Das irritações que me são proporcionadas pelo trânsito, sem dúvida, a buzina é a pior. Os quilômetros de congestionamento, os radares de velocidade, os motoristas barbeiros e o pessoal da CET se esforçam, mas as buzinas são imbatíveis. E não só pelo seu barulho estridente. A questão é que, ao contrário de outros fatores que tornam o tráfego urbano o conhecido inferno, as “paquerinhas” e similares estão sob o nosso controle. Você sabe, eu sei, todos sabem: buzinar não vai melhorar em nada a lentidão de nossas ruas. Mas, ainda assim, não hesitamos em meter a mão no meio do volante por qualquer motivo, indo de encontro ao que diz a legislação e o bom senso. O meu, aliás e para ser franco, também tem suas panes, porém, graças ao fato da buzina do meu carro estar quebrada e requerer força extra para ser acionada, consigo conter meus ímpetos perturbadores. Como sei que o meu bom senso continuará avariado, mantenho a buzina do mesmo jeito.

Sempre que ouço um buzinar inútil (como são todos que não tenham o objetivo de avisar algum cachorro desavisado de que você está a caminho) sinto ganas de matar o autor do atentado aos meus tímpanos. Os homicídios que imagino cometer em ocasiões assim nunca se resumem a simples tiros. Envolvem torturas requintadas, como retirar toda a pele do corpo do camarada e, amarrado a um poste, deixá-lo ao sabor do sol e dos pombos. Tais pensamentos nunca passam de pensamentos porque as panes do meu bom senso também não passam de panes, e fazer um troço desses requer total ausência de noção. Além de demandar um tempo que eu, geralmente atrasado para o trabalho, não tenho.

As restrições morais que me impedem de castigar severamente os impacientes buzinadores, no entanto, não são muito relevantes para o protagonista de uma matéria a que assisti no noticiário matutino de ontem. Imagens impróprias para o horário (para qualquer um, na verdade), que, em outros tempos, o apresentador sugeriria que se crianças e cardíacos não presenciassem. Captada pela câmera de segurança de um posto de gasolina, a cena é grotesca.
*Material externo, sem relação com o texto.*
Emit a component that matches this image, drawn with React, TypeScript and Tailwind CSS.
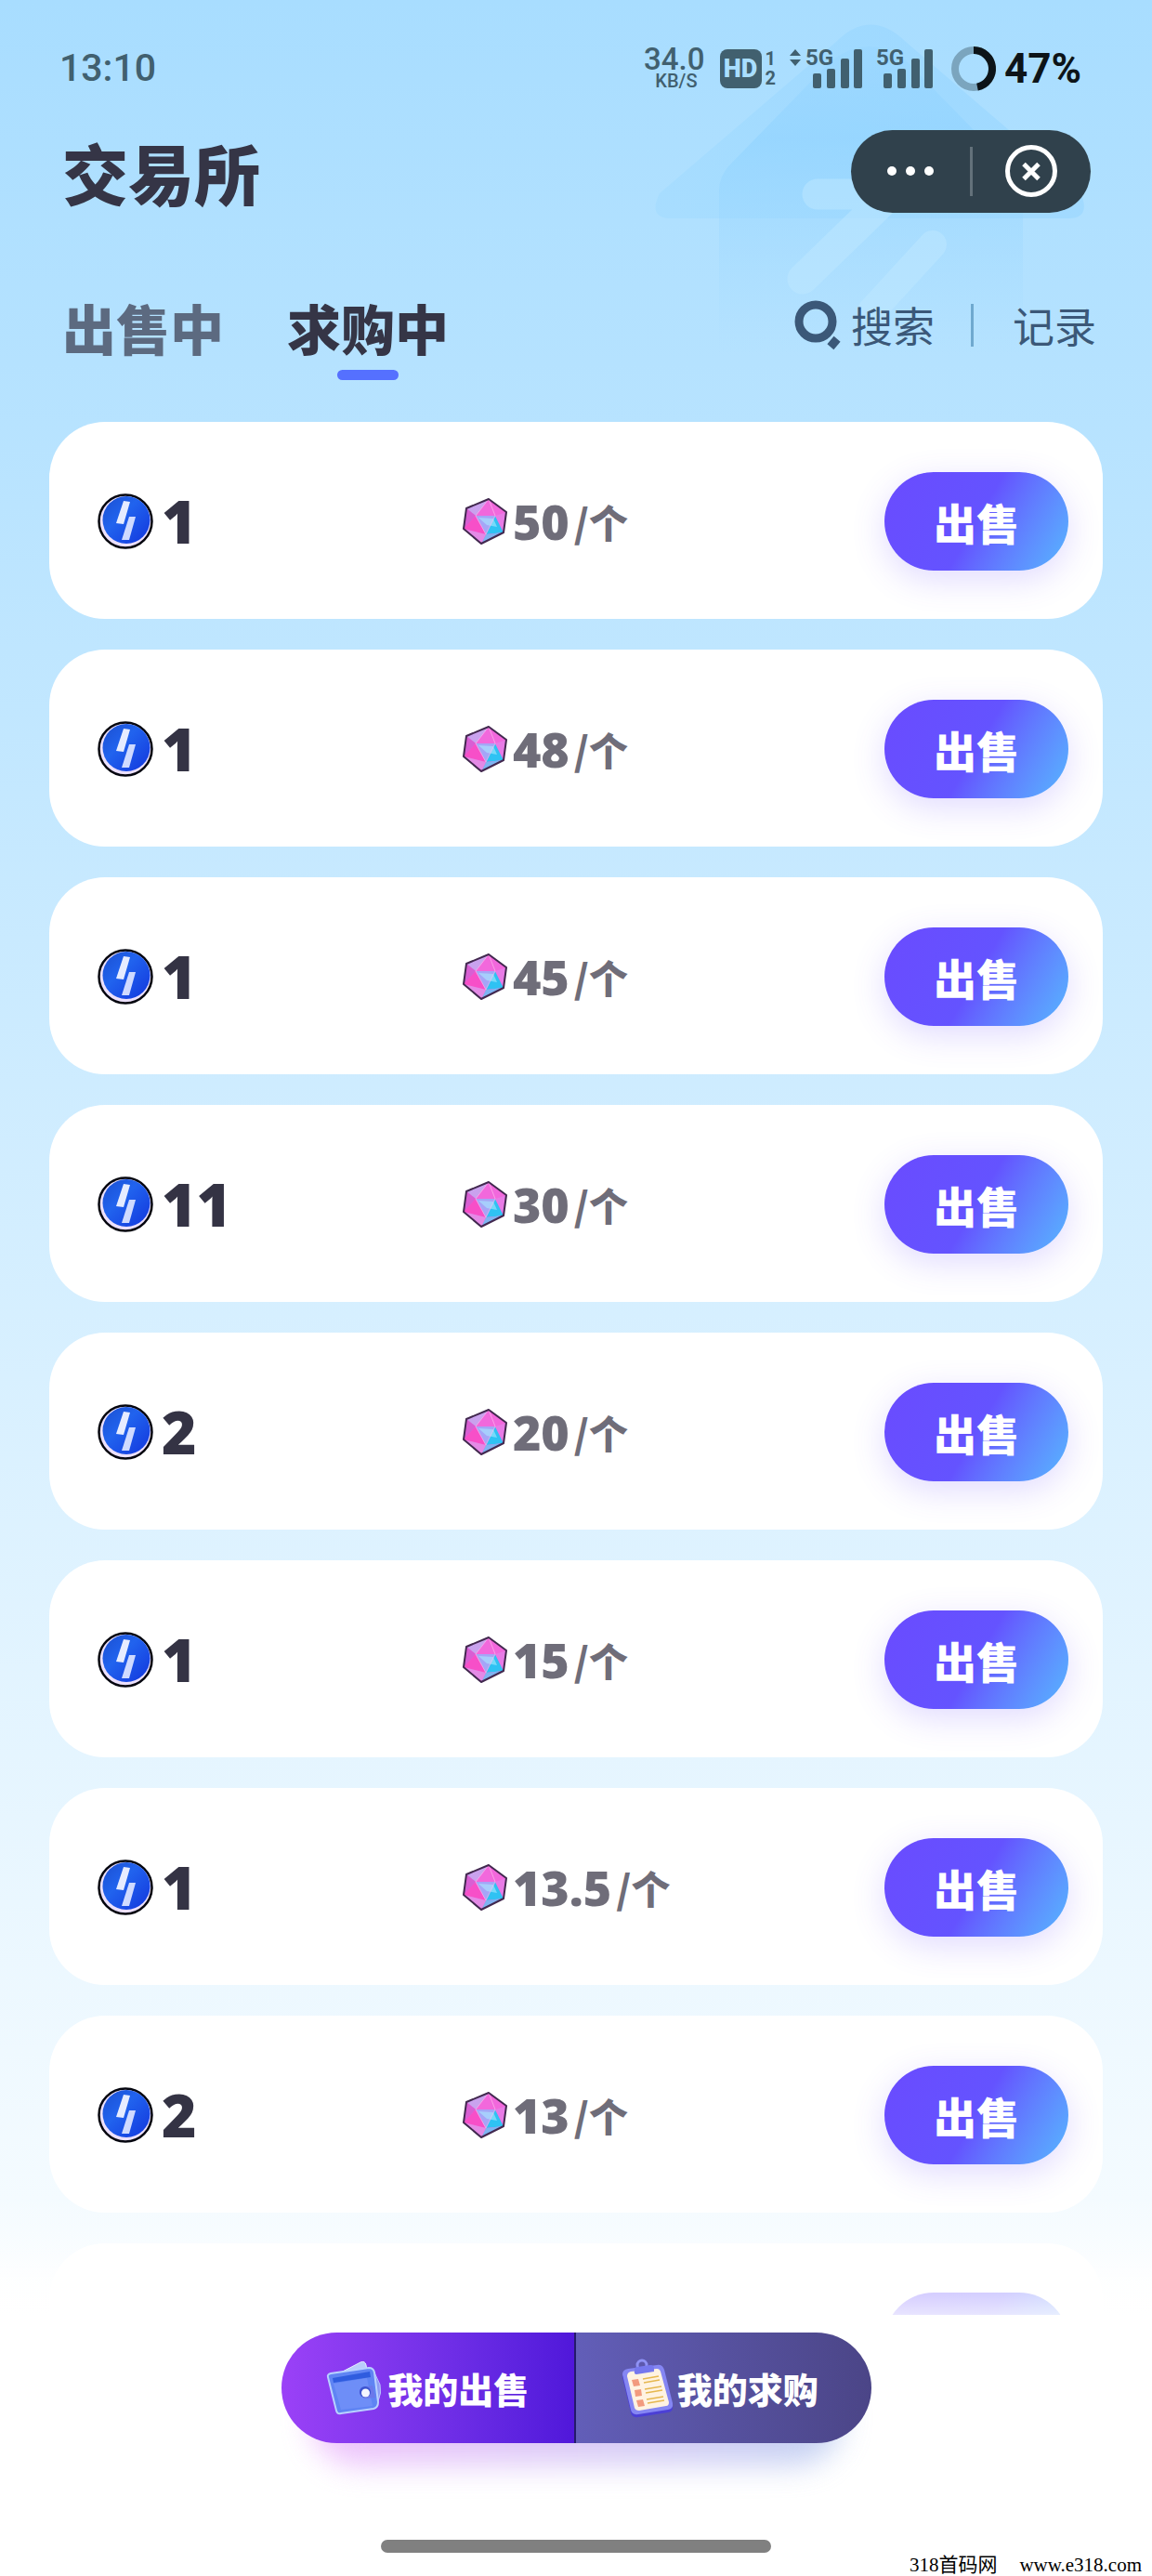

Diante das insistentes buzinadas de um cliente ainda não atendido, outro freguês não teve dúvida: foi em sua direção, despejou sobre ele o conteúdo do galão de gasolina que carregava e ateou fogo. Em chamas e obviamente desesperado, o camarada correu para fora do carro e teve o seu incêndio pessoal apagado pelos funcionários. Até ontem, estava na UTI, com queimaduras de terceiro e segundo grau no rosto e no peito.

Sigmund Freud (que você conheceu no meu último texto) estabeleceu como três as etapas do processo comportamental. No “id”, pensamos toda espécie de absurdo, sem medir muito as conseqüências. Aí vem o “superego”, responsável por estabelecer os limites, a censura. O “ego” é o resultado da ação do “superego” sobre o “id”, quer dizer, o que acabamos por fazer. (Peço desculpas aos possíveis leitores terapeutas, ou que simplesmente entendam mais de psicanálise do que eu, por um eventual erro de enunciação. Não consultei o Google.) Acontece que o superego de muitos não faz jus ao sufixo “super”. São essas pessoas que invadem quadras de tênis peladas e, quando acordam com o pé esquerdo, ateiam fogo em quem buzina além da conta.

Então, aí vai o meu conselho: tire a mão da buzina. Vai que você encontra um maluco desses no caminho. Que posso ser eu mesmo, de mau humor.